- original cover art
- Directed by: Alan DeHerrera
- Written by: Alan DeHerrera
- Produced by: Jerry Phiffer
- Starring: Brian Gluhak Christopher Michael Egger Jennifer Aguilar
- Cinematography: Alan DeHerrera
- Edited by: Alan DeHerrera
- Music by: Joseph Andolino
- Distributed by: Vista Street Entertainment
- Release date: 1995;
- Running time: 72 minutes
- Language: English

= Revenge Quest =

Revenge Quest, also known as Amtrak From Mars, is a 1995 direct-to-video action/science fiction thriller directed by Alan DeHerrera, starring Brian Gluhak, Christopher Michael Egger, and Jennifer Aguilar. The story takes place in 2031 Los Angeles , following the escape of a dangerous inmate from the fictitious Red Rock Prison on Mars. The film was released by Vista Street Entertainment.

== Plot ==
Prison fugitive Trent McKormick exits an Amtrak from Mars, having escaped from Red Rock Prison. He is searching for Julie Meyers, the office woman who testified against him. Elsewhere, Detective Rick Castle is summoned by his boss and learns about Trent's escape. He is assigned to protect Julie Meyers and bring in Trent alive. At the same time, a police officer enters Julie Meyers' apartment to secure the witness. Trent McKormick comes out of the shadows and kills the officer before figuring out where Julie works.

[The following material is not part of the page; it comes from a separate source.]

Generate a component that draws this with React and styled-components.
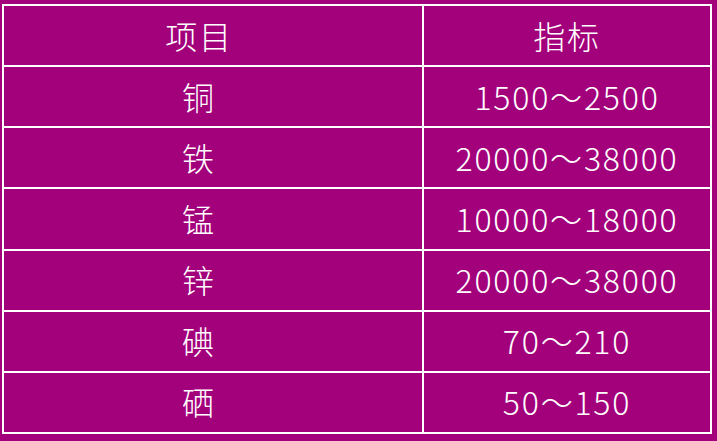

McKormick walks into Julie's office and stabs her sexually-harassing boss in the throat with a large knife. Rick finds the dead cop in Julie's apartment and races to her office complex. On his way to rescue her, Rick is attacked by a recently released ex-con. Rick is apparently responsible for the attacker's prison time. Rick knocks him out, dumps him in a garbage truck, and races to Julie's office.

In a stairwell shootout, Rick protects Julie from Trent. He takes her to the safe house, and the two come close to having an intimate moment. While taking a bath, Julie flashes back to the day that Trent vowed revenge. Meanwhile, Trent follows a police officer and kills him after giving him information on Rick's location. Rick takes to the streets in his Dodge Viper to search for McKormick. Rick meets an old friend from the police force at a cafe to see if he has any information. After leaving the bar, Trent brutally murders Rick's friend at a local playhouse. Trent ambushes Rick, and the two of them fight at an old junkyard during a rainstorm. Trent taunts Rick during the fight and misses several opportunities to kill him. Julie emerges from the shadows and shoots Trent. She and Rick embrace and walk off.

==Cast==

- Brian Gluhak as Rick Castle
- Christopher Michael Egger as Trent McKormick
- Jennifer Aguilar as Julie Meyers

==DVD release==
Revenge Quest was officially released on DVD in the late 1990s on the "Kill or Be Killed 4 Movie Pack" and the "Action Arsenal 10 Movie Pack".
It is available on Amazon Prime with improved video and audio.

==Other formats==
Revenge Quest was released on VHS in 1995.